Professional help for anxiety

If your anxiety symptoms interfere with your daily life, consider talking with a mental healthcare professional. They may recommend:

  • Talk therapy: Cognitive behavioral therapy (CBT) is the most effective form of psychotherapy for managing anxiety. CBT helps you identify and challenge negative thought patterns, teaching you coping skills to manage anxiety symptoms.
  • Medication: In some cases, a healthcare professional may prescribe anti-anxiety medications to help you manage severe and persistent symptoms.

Here are some frequently asked questions about thyroid and anxiety.

How do you tell if you have thyroid dysfunction?

Only a healthcare professional can determine if you have thyroid dysfunction. They’ll assess your symptoms, perform a physical exam, and likely order thyroid tests like TSH, T3, and T4. If an autoimmune thyroid condition is suspected, they may also order antibody tests.

What are the psychological symptoms of thyroid problems?

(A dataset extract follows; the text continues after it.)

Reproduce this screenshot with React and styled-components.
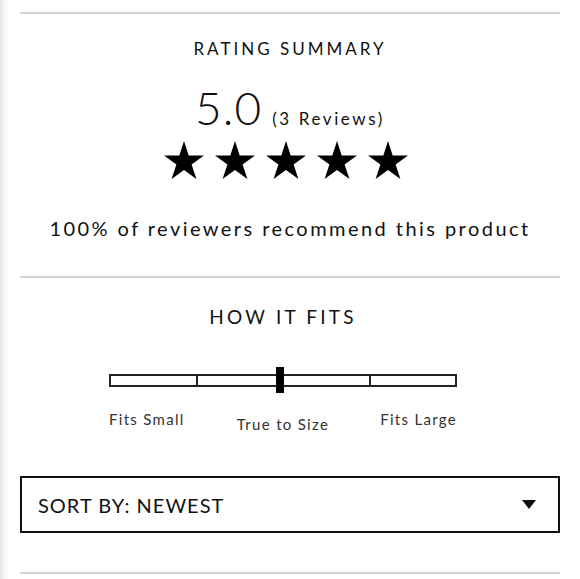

Thyroid dysfunctions may cause mental health symptoms in some people, including anxiety, restlessness, irritability, insomnia, depression, and cognitive difficulties like trouble concentrating.

What does thyroid-related anxiety feel like?

Every body is unique, and symptoms of thyroid-related anxiety may manifest in different ways. Possible symptoms may include persistent nervousness or restlessness, difficulty sleeping, shaking without apparent reason, and irritability. These may be accompanied by other thyroid symptoms like aches, unintentional changes in weight and appetite, and heart palpitations.

Anxiety is a possible symptom of thyroid disease, especially hyperthyroidism. Anxiety can also make thyroid dysfunction worse or trigger it.

The treatment for thyroid-related anxiety typically involves treating the underlying thyroid disorder with medications or surgery. Addressing anxiety symptoms separately can also help.